Camera Pose Generator:

This module allows to define a trajectory of camera poses and generate continuous homographies by interpolating when maximum optical flow is beyond a predefined threshold.

class metavision_core_ml.data.camera_poses.CameraPoseGenerator(height, width, max_frames=300, pause_probability=0.5, max_optical_flow_threshold=2.0, max_interp_consecutive_frames=20)

CameraPoseGenerator generates a series of continuous homographies with interpolation.

Parameters
  • height (int) – height of image

  • width (int) – width of image

  • max_frames (int) – maximum number of poses

  • pause_probability (float) – probability that the sequence contains a pause

  • max_optical_flow_threshold (float) – maximum optical flow between two consecutive frames

  • max_interp_consecutive_frames (int) – maximum number of interpolated frames between two consecutive frames

get_flow(rvec1, tvec1, rvec2, tvec2, height, width)

Computes Optical flow between 2 poses

Parameters
  • rvec1 (np.array) – rotation vector 1

  • tvec1 (np.array) – translation vector 1

  • rvec2 (np.array) – rotation vector 2

  • tvec2 (np.array) – translation vector 2

  • nt (np.array) – plane normal

  • depth (float) – depth from camera

  • height (int) – height of image

  • width (int) – width of image

get_image_transform(rvec1, tvec1, rvec2, tvec2)

Get Homography between 2 poses

Parameters
  • rvec1 (np.array) – rotation vector 1

  • tvec1 (np.array) – translation vector 1

  • rvec2 (np.array) – rotation vector 2

  • tvec2 (np.array) – translation vector 2

metavision_core_ml.data.camera_poses.add_random_pause(signal, max_pos_size_ratio=0.3)

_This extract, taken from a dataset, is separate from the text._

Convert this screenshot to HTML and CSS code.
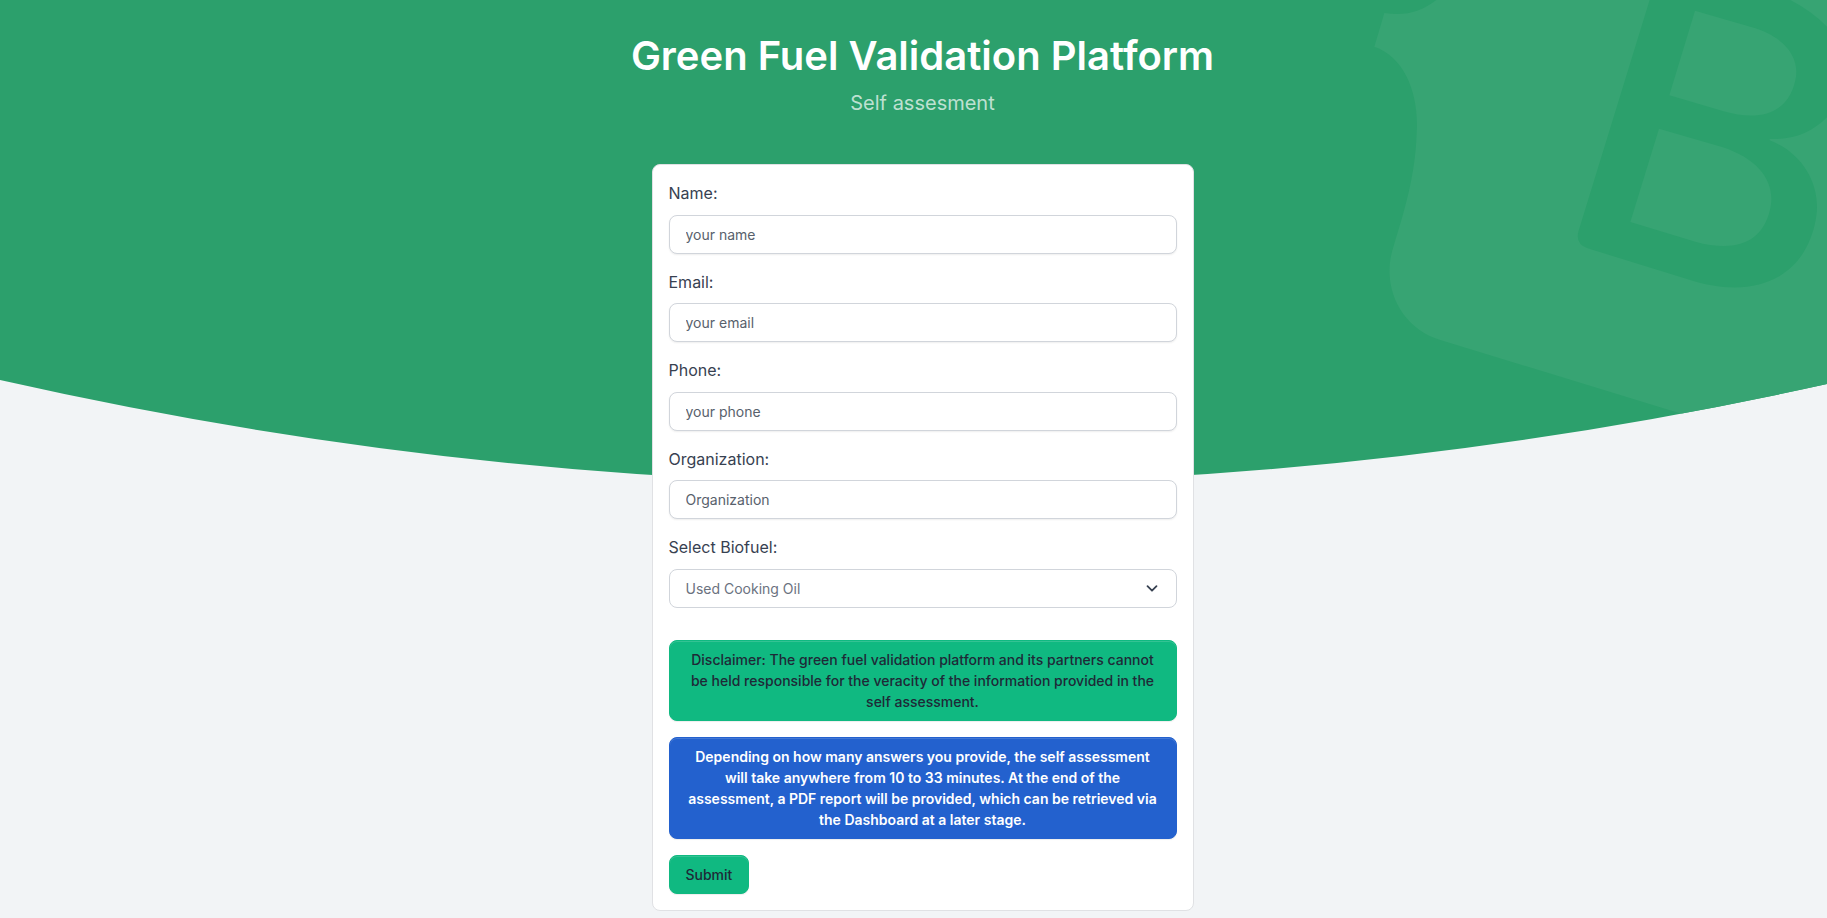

Adds a random pause in a multidimensional signal

Parameters
  • signal (np.array) – TxD signal

  • max_pos_size_ratio (float) – size of pause relative to signal Length

metavision_core_ml.data.camera_poses.generate_homographies(rvecs, tvecs, nt, d)

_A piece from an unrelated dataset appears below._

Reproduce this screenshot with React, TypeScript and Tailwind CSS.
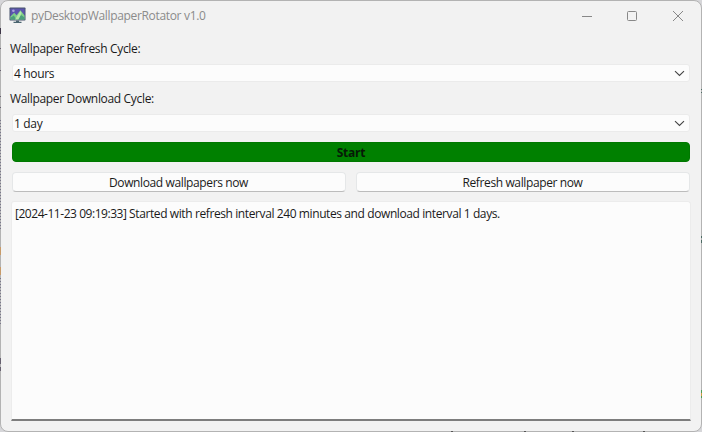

Generates multiple homographies from rotation vectors

Parameters
  • rvecs (np.array) – N,3 rotation vectors

  • tvecs (np.array) – N,3 translation vectors

  • nt (np.array) – normal to camera

  • d (float) – depth

metavision_core_ml.data.camera_poses.generate_homographies_from_rotation_matrices(rot_mats, tvecs, nt, depth)

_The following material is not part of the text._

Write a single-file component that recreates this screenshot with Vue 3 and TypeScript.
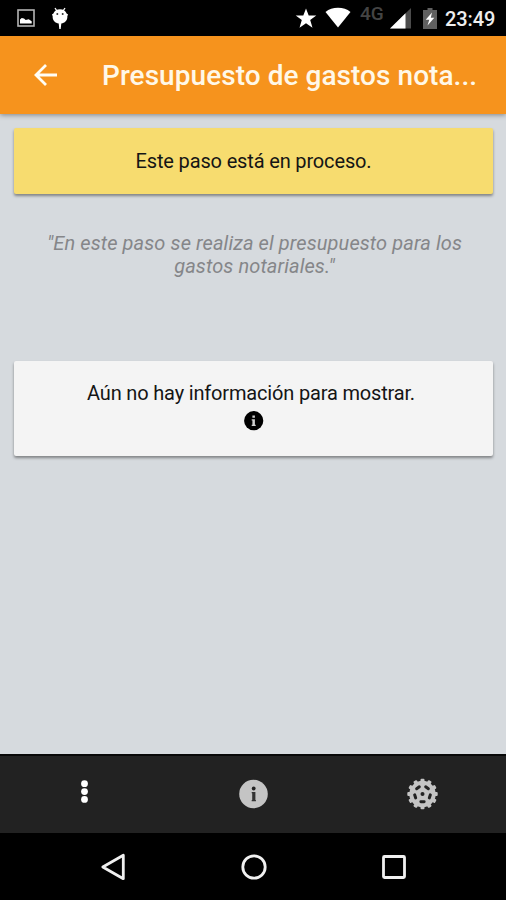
<script setup lang="ts">
const title: string = 'Presupuesto de gastos nota...'
const teeth: number[] = Array.from({ length: 12 }, (_, i) => i * 30)
const slots: number[] = [36, 108, 180, 252, 324]
</script>

<template>
  <div class="screen">
    <header class="status">
      <svg class="ic-picture" width="18" height="18" viewBox="0 0 18 18">
        <rect x="1" y="1" width="16" height="16" fill="none" stroke="#b4b4b4" stroke-width="1.6" />
        <path d="M3 14.500v-4l1.700-1.500 2.300.5 1.700 1.500 3-.8 3 2v2.300z" fill="#fff" />
      </svg>
      <svg class="ic-droid" width="18" height="24" viewBox="0 0 18 24">
        <path d="M4 2l2 3M14 2l-2 3" stroke="#fff" stroke-width="1.3" />
        <path d="M1 8.2l1.200-.4C3.500 4.500 6 3.200 9 3.200S14.500 4.500 15.800 7.800l1.200.4-.7 2.300C16.800 14 13.500 17.300 10.300 17.600L9.700 23H8.300l-.6-5.400C4.500 17.300 1.200 14 1.700 10.500z" fill="#fff" />
        <circle cx="6.300" cy="8" r="1" fill="#333" />
        <circle cx="11.700" cy="8" r="1" fill="#333" />
      </svg>
      <span class="spacer"></span>
      <svg class="ic-star" width="22" height="21" viewBox="0 0 22 21">
        <path d="M11 .5l2.700 7h7.600l-6.100 4.600 2.300 7.700L11 15.200l-6.500 4.600 2.300-7.700L.7 7.500h7.600z" fill="#fff" />
      </svg>
      <svg class="ic-wifi" width="26" height="21" viewBox="0 0 26 21">
        <path d="M.5 5C4 2 8 .7 13 .7S22 2 25.500 5L13 20.500z" fill="#fff" />
      </svg>
      <span class="net">4G</span>
      <svg class="ic-signal" width="21" height="21" viewBox="0 0 21 21">
        <path d="M0 20.500L21 0v20.500z" fill="#4b4b4b" />
        <path d="M0 20.500L15.500 5.300v15.200z" fill="#fff" />
      </svg>
      <svg class="ic-battery" width="14" height="21" viewBox="0 0 14 21">
        <path d="M4.500 0h5v2H14v19H0V2h4.500z" fill="#606060" />
        <path d="M9 4.500L2.700 11.700h3.600L4.500 17.500 11.300 9.700H7.800z" fill="#fff" />
      </svg>
      <span class="clock">23:49</span>
    </header>

    <div class="toolbar">
      <svg class="back" width="24" height="22" viewBox="0 0 24 22">
        <path d="M12 1L2 11l10 10M2 11h21" fill="none" stroke="#fffdf5" stroke-width="2.800" />
      </svg>
      <h1>{{ title }}</h1>
    </div>

    <main>
      <section class="card notice">Este paso está en proceso.</section>
      <p class="description">"En este paso se realiza el presupuesto para los<br />gastos notariales."</p>
      <section class="card empty">
        <span>Aún no hay información para mostrar.</span>
        <svg width="20" height="20" viewBox="0 0 20 20">
          <circle cx="9.700" cy="9.700" r="9.600" fill="#000" />
          <path d="M8.400 4.500h2.500v2.300H8.400zM7.700 8.200h3.200v5.500h.8V15h-4v-1.300h.7V9.500h-.7z" fill="#d0d0d0" />
        </svg>
      </section>
    </main>

    <nav class="tabs">
      <button aria-label="Más">
        <svg width="30" height="30" viewBox="0 0 30 30" fill="#fff">
          <circle cx="15.500" cy="4.700" r="3.400" />
          <circle cx="15.500" cy="12.600" r="3.400" />
          <circle cx="15.500" cy="20.400" r="3.400" />
        </svg>
      </button>
      <button aria-label="Información">
        <svg width="30" height="30" viewBox="0 0 30 30">
          <circle cx="15.500" cy="15" r="14.300" fill="#c4c4c4" />
          <circle cx="15.700" cy="9.500" r="1.900" fill="#222" />
          <path d="M13.700 13h3.700v8h.5v1.200h-4.200V21h.5v-6.800h-.5z" fill="#333" />
        </svg>
      </button>
      <button aria-label="Ajustes">
        <svg width="32" height="32" viewBox="-16.500 -16 32 32">
          <circle r="13.200" fill="#c4c4c4" />
          <rect v-for="a in teeth" :key="a" x="-2" y="-15.200" width="4" height="5" rx="1" fill="#c4c4c4" :transform="`rotate(${a})`" />
          <rect v-for="a in slots" :key="a" x="-3.100" y="-9.200" width="6.200" height="3" rx="1.400" fill="#222" :transform="`rotate(${a})`" />
          <circle r="2" fill="#222" />
        </svg>
      </button>
    </nav>

    <footer class="system">
      <svg width="28" height="28" viewBox="0 0 28 28"><path d="M23.300 2.300v23.400L2.800 14z" /></svg>
      <svg width="28" height="28" viewBox="0 0 28 28"><circle cx="14" cy="14" r="11.200" /></svg>
      <svg width="28" height="28" viewBox="0 0 28 28"><rect x="3.500" y="3.500" width="21" height="21" rx="1" /></svg>
    </footer>
  </div>
</template>

<style>
body {
  margin: 0;
  background: #d6dade;
}
</style>

<style scoped>
.screen {
  display: flex;
  flex-direction: column;
  width: 506px;
  height: 900px;
  overflow: hidden;
  background: #d6dade;
  color: #151515;
  font-family: Roboto, "Liberation Sans", sans-serif;
}
svg {
  display: block;
  flex: none;
}
.status {
  display: flex;
  align-items: flex-start;
  box-sizing: border-box;
  flex: none;
  height: 36px;
  padding: 0 11px 0 17px;
  background: #000;
}
.ic-picture {
  margin-top: 9px;
}
.ic-droid {
  margin: 6px 0 0 16px;
}
.spacer {
  flex: 1;
}
.ic-star {
  margin-top: 8px;
}
.ic-wifi {
  margin: 7px 0 0 8px;
}
.net {
  width: 25px;
  margin: 4px 0 0 9px;
  color: #444;
  font-size: 19px;
  font-weight: 500;
  line-height: 20px;
}
.ic-signal {
  margin: 8px 0 0 5px;
}
.ic-battery {
  margin: 8px 0 0 12px;
}
.clock {
  width: 50px;
  margin: 7px 0 0 8px;
  color: #eee;
  font-size: 20px;
  font-weight: 500;
  line-height: 24px;
  letter-spacing: -0.1px;
  white-space: nowrap;
}
.toolbar {
  display: flex;
  align-items: center;
  flex: none;
  height: 78px;
  padding-left: 34px;
  background: #f6931d;
  box-shadow: 0 1px 5px rgba(0, 0, 0, 0.4);
}
h1 {
  margin: 1px 0 0 44px;
  color: #fff8e8;
  font-size: 28px;
  font-weight: 500;
  line-height: 36px;
  letter-spacing: 0.05px;
  white-space: nowrap;
}
main {
  flex: 1;
  padding: 14px 13px 0 14px;
  font-size: 20px;
  text-align: center;
}
.card {
  box-sizing: border-box;
  border-radius: 2px;
  box-shadow: 0 2px 3px rgba(0, 0, 0, 0.4);
}
.notice {
  height: 66px;
  background: #f7dc6f;
  line-height: 66px;
  letter-spacing: -0.15px;
}
.description {
  margin: 38px 0 0 2px;
  color: #858689;
  font-style: italic;
  line-height: 23px;
  letter-spacing: 0.1px;
}
.empty {
  display: flex;
  flex-direction: column;
  align-items: center;
  height: 95px;
  margin-top: 83px;
  padding-top: 20px;
  background: #f4f4f4;
  line-height: 24px;
  letter-spacing: -0.17px;
}
.empty span {
  margin-right: 5px;
}
.empty svg {
  margin-top: 6px;
}
.tabs {
  display: flex;
  box-sizing: border-box;
  flex: none;
  height: 79px;
  padding-bottom: 1px;
  border-top: 2px solid #080808;
  background: #222;
}
button {
  display: flex;
  align-items: center;
  justify-content: center;
  flex: 1;
  padding: 0;
  border: 0;
  background: none;
}
.system {
  display: flex;
  align-items: center;
  justify-content: center;
  gap: 112px;
  flex: none;
  height: 67px;
  padding-left: 1px;
  background: #000;
}
.system svg {
  fill: none;
  stroke: #f0f0f0;
  stroke-width: 2.800;
  stroke-linejoin: round;
}
</style>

Generates multiple homographies from rotation matrices

Parameters
  • rot_mats (np.array) – N,3,3 rotation matrices

  • tvecs (np.array) – N,3 translation vectors

  • nt (np.array) – normal to camera

  • depth (float) – depth to camera

metavision_core_ml.data.camera_poses.generate_homography(rvec, tvec, nt, depth)

Generates a single homography

Parameters
  • rvec (np.array) – rotation vector

  • tvec (np.array) – translation vector

  • nt (np.array) – normal to camera

  • depth (float) – depth to camera

metavision_core_ml.data.camera_poses.generate_image_homographies_from_homographies(h, K, Kinv)

Multiplies homography left & right by intrinsic matrix

Parameters
  • h (np.array) – homographies N,3,3

  • K (np.array) – intrinsic

  • Kinv (np.ndarray) – inverse intrinsic

metavision_core_ml.data.camera_poses.generate_image_homography(rvec, tvec, nt, depth, K, Kinv)

Generates a single image homography

Parameters
  • rvec (np.array) – rotation vector

  • tvec (np.array) – translation vector

  • nt (np.array) – normal to camera

  • depth (float) – depth

  • K (np.array) – intrinsic matrix

  • Kinv (np.array) – inverse intrinsic matrix

metavision_core_ml.data.camera_poses.generate_smooth_signal(num_signals, num_samples, min_speed=0.0001, max_speed=0.1)

Generates a smooth signal

Parameters
  • num_signals (int) – number of signals to generate

  • num_samples (int) – length of multidimensional signal

  • min_speed (float) – minimum rate of change

  • max_speed (float) – maximum rate of change

metavision_core_ml.data.camera_poses.get_flow(rvec1, tvec1, rvec2, tvec2, nt, depth, K, Kinv, height, width)

Computes Optical Flow between 2 poses

Parameters
  • rvec1 (np.array) – rotation vector 1

  • tvec1 (np.array) – translation vector 1

  • rvec2 (np.array) – rotation vector 2

  • tvec2 (np.array) – translation vector 2

  • nt (np.array) – plane normal

  • depth (float) – depth from camera

  • K (np.array) – intrinsic matrix

  • Kinv (np.array) – inverse intrinsic matrix

  • height (int) – height of image

  • width (int) – width of image

  • infinite (bool) – plan is infinite or not

metavision_core_ml.data.camera_poses.get_grid(height, width)

Computes a 2d meshgrid

Parameters
  • height (int) – height of grid

  • width (int) – width of grid

metavision_core_ml.data.camera_poses.get_image_transform(rvec1, tvec1, rvec2, tvec2, nt, depth, K, Kinv)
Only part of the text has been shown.